## begin DATASET EXCERPT

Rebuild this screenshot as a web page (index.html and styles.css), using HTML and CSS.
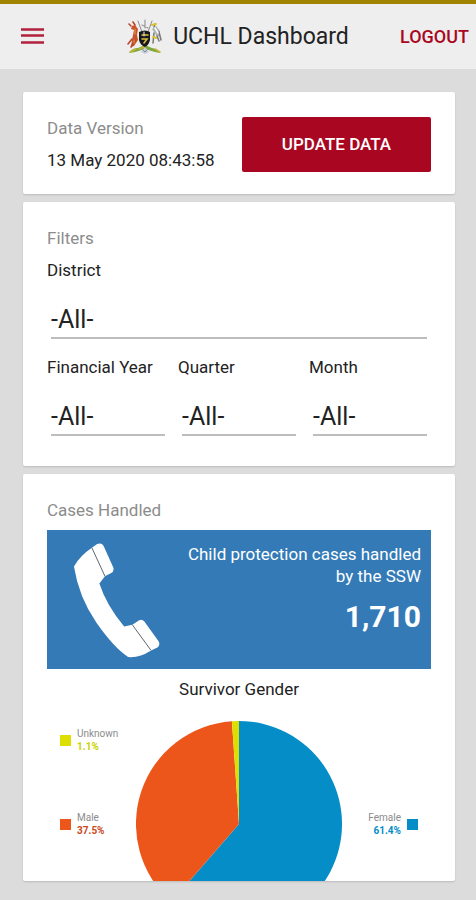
FILE: index.html
```html
<!DOCTYPE html>
<html lang="en">
<head>
  <meta charset="UTF-8" />
  <meta name="viewport" content="width=device-width, initial-scale=1.0" />
  <title>UCHL Dashboard</title>
  <link rel="stylesheet" href="styles.css">
</head>
<body>
  <header class="topbar">
    <button class="menu" type="button" aria-label="Menu">
      <svg width="24" height="18" viewBox="0 0 24 18">
        <path d="M0 1.5h23M0 7.5h23M0 14.5h23" stroke="#b3213c" stroke-width="2.6" />
      </svg>
    </button>
    <div class="brand">
      <svg width="36" height="36" viewBox="0 0 36 36" fill="none" stroke-linecap="round">
        <!-- mound -->
        <path d="M2 34q3-5 9-5l7-3 7 3q6 1 8 5l-5-1-10-3-10 3z" fill="#79a83b" />
        <path d="M3 33l6-3M28 30l5 3M12 30l5-2" stroke="#c9b338" stroke-width="1.5" />
        <path d="M18 28l-4 5 4 2 4-2z" fill="#c9ccd8" />
        <path d="M16 31l2 2 2-2" stroke="#7b88a5" />
        <!-- antelope -->
        <path d="M5 7l3-1 3 4-1 6 1 5-2 3-2 3-3 1 1-7 1-5 1-5-3-1z" fill="#c9532b" />
        <path d="M4 7L2 5M8 6L6 3M5 20l-4 5M8 21l-4 7" stroke="#b8472c" stroke-width="1.6" />
        <path d="M8 10v5M7 21v3" stroke="#e6a13d" />
        <!-- crane -->
        <path d="M25 10l4-3 4 5v5l-3 1-2-4z" fill="#aeb2b5" />
        <path d="M27 8l1-3M30 17l2 5M32 13l2 8M27 14l-1 10" stroke="#777" stroke-width="1.5" />
        <path d="M25 6l4-1M26 18l3 1" stroke="#dcc22d" stroke-width="2" />
        <path d="M28 9l3 5" stroke="#fff" stroke-width="1.5" />
        <!-- shield and spears -->
        <path d="M11 2l4 11M25 2l-4 11" stroke="#8b8b8b" />
        <path d="M18 1v8M15 6l6 3" stroke="#999" stroke-width="1.2" />
        <path d="M12 13q6-3 11 0v8q-1 5-5 7-5-2-6-7z" fill="#181818" />
        <path d="M15 16h6M15 20h5l-3 4" stroke="#d9bd45" stroke-width="1.6" />
        <path d="M17 13v4" stroke="#eee" />
      </svg>
      <h1>UCHL Dashboard</h1>
    </div>
    <button class="logout" type="button">LOGOUT</button>
  </header>

  <main class="container">
    <section class="card version">
      <div>
        <h2>Data Version</h2>
        <p>13 May 2020 08:43:58</p>
      </div>
      <button class="update" type="button">UPDATE DATA</button>
    </section>

    <section class="card filters">
      <h2>Filters</h2>
      <div class="field">
        <label for="district">District</label>
        <select id="district"><option>-All-</option></select>
      </div>
      <div class="periods">
        <div class="field">
          <label for="year">Financial Year</label>
          <select id="year"><option>-All-</option></select>
        </div>
        <div class="field">
          <label for="quarter">Quarter</label>
          <select id="quarter"><option>-All-</option></select>
        </div>
        <div class="field">
          <label for="month">Month</label>
          <select id="month"><option>-All-</option></select>
        </div>
      </div>
    </section>

    <section class="card cases">
      <h2>Cases Handled</h2>
      <div class="banner">
        <svg width="88" height="116" viewBox="96 60 270 354">
          <path d="M156 75L170 65Q184 60 190 71L220 138Q223 149 212 155L194 164L177 186Q198 252 253 318L278 313L299 299Q308 294 315 303L358 363Q365 374 355 383L334 393Q301 415 265 412Q222 384 168 307Q113 226 99 134Q116 102 156 75Z" fill="#fff" />
          <path d="M154 77L194 164M278 313L335 391" stroke="#59636b" stroke-width="3" />
        </svg>
        <div class="banner-text">
          <p>Child protection cases handled by the SSW</p>
          <strong>1,710</strong>
        </div>
      </div>

      <h3>Survivor Gender</h3>
      <div class="chart">
        <ul class="legend">
          <li class="unknown"><span class="swatch"></span><div>Unknown<b>1.1%</b></div></li>
          <li class="male"><span class="swatch"></span><div>Male<b>37.5%</b></div></li>
        </ul>
        <svg width="206" height="206" viewBox="-103 -103 206 206">
          <path d="M0 0V-103A103 103 0 1 1 -67.6 77.7Z" fill="#058dc7" />
          <path d="M0 0L-67.6 77.7A103 103 0 0 1 -7.1 -102.8Z" fill="#ed561b" />
          <path d="M0 0L-7.1 -102.8A103 103 0 0 1 0 -103Z" fill="#dddf00" />
        </svg>
        <ul class="legend right">
          <li class="female"><div>Female<b>61.4%</b></div><span class="swatch"></span></li>
        </ul>
      </div>
    </section>
  </main>
</body>
</html>
```
FILE: styles.css
```css
:root {
  --bg: #dcdcdc;
  --bar: #eeeeee;
  --red: #a90721;
  --blue: #337ab7;
  --muted: #8c8c8c;
  --text: #222;
}

* {
  box-sizing: border-box;
}

body {
  margin: 0;
  height: 100vh;
  display: flex;
  flex-direction: column;
  font-family: Roboto, sans-serif;
  font-size: 17px;
  line-height: 32px;
  color: var(--text);
  background: var(--bg);
}

h1, h2, h3, p, ul {
  margin: 0;
  padding: 0;
  font-size: 17px;
  font-weight: 400;
}

button {
  font-family: inherit;
  border: none;
  cursor: pointer;
}

svg {
  display: block;
  flex-shrink: 0;
}

.topbar {
  display: grid;
  grid-template-columns: 1fr auto 1fr;
  align-items: center;
  flex-shrink: 0;
  height: 69px;
  padding: 0 7px;
  background: var(--bar);
  border-top: 4px solid #a08400;
}

.menu {
  justify-self: start;
  padding: 8px 14px;
  background: none;
}

.brand {
  display: flex;
  align-items: center;
  gap: 10px;
}

.brand h1 {
  font-size: 23px;
}

.logout {
  justify-self: end;
  padding: 8px 0;
  background: none;
  color: var(--red);
  font-size: 18px;
  font-weight: 500;
}

.container {
  flex: 1;
  min-height: 0;
  display: flex;
  flex-direction: column;
  gap: 8px;
  padding: 23px 21px 19px 23px;
}

.card {
  flex-shrink: 0;
  padding: 20px 24px 18px;
  background: #fff;
  border-radius: 2px;
  box-shadow: 0 1px 2px rgba(0, 0, 0, 0.15);
}

.card h2 {
  color: var(--muted);
}

.version {
  display: flex;
  align-items: center;
  justify-content: space-between;
}

.update {
  width: 189px;
  height: 55px;
  background: var(--red);
  color: #fff;
  font-size: 17px;
  font-weight: 500;
  border-radius: 2px;
}

.filters {
  padding-bottom: 30px;
}

.field label {
  display: block;
}

.field select {
  display: block;
  appearance: none;
  width: calc(100% - 8px);
  height: 40px;
  margin: 13px 4px 0;
  padding: 2px 0 0;
  border: none;
  border-bottom: 2px solid #bdbdbd;
  border-radius: 0;
  background: none;
  color: var(--text);
  font-family: inherit;
  font-size: 25px;
}

.periods {
  display: grid;
  grid-template-columns: repeat(3, 1fr);
  gap: 9px;
  margin-top: 12px;
}

/* last card fills what is left, the chart runs off its bottom edge */
.cases {
  flex: 1;
  min-height: 0;
  overflow: hidden;
}

.banner {
  display: flex;
  justify-content: space-between;
  min-height: 139px;
  margin-top: 4px;
  padding: 12px 10px 8px 26px;
  background: var(--blue);
  color: #fff;
}

.banner-text {
  width: 244px;
  padding-top: 1px;
  line-height: 22px;
  text-align: right;
}

.banner-text strong {
  display: block;
  margin-top: 10px;
  font-size: 30px;
  line-height: 40px;
}

.cases h3 {
  margin: 4px 0 16px;
  text-align: center;
}

.chart {
  display: grid;
  grid-template-columns: 1fr 206px 1fr;
}

.legend {
  display: flex;
  flex-direction: column;
  gap: 58px;
  padding: 6px 0 0 13px;
  list-style: none;
  font-size: 10px;
  line-height: 13px;
  color: var(--muted);
}

.legend li {
  display: flex;
  align-items: center;
  gap: 6px;
}

.legend.right {
  justify-content: center;
  align-items: flex-end;
  padding: 0 13px 0 0;
  text-align: right;
}

.legend b {
  display: block;
}

.swatch {
  width: 11px;
  height: 11px;
}

.unknown b { color: #c8d400; }
.unknown .swatch { background: #dddf00; }
.male b { color: #c9481c; }
.male .swatch { background: #ed561b; }
.female b { color: #058dc7; }
.female .swatch { background: #058dc7; }
```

## end DATASET EXCERPT

Determine how many lines of the material include the string "index". Output only that count.

2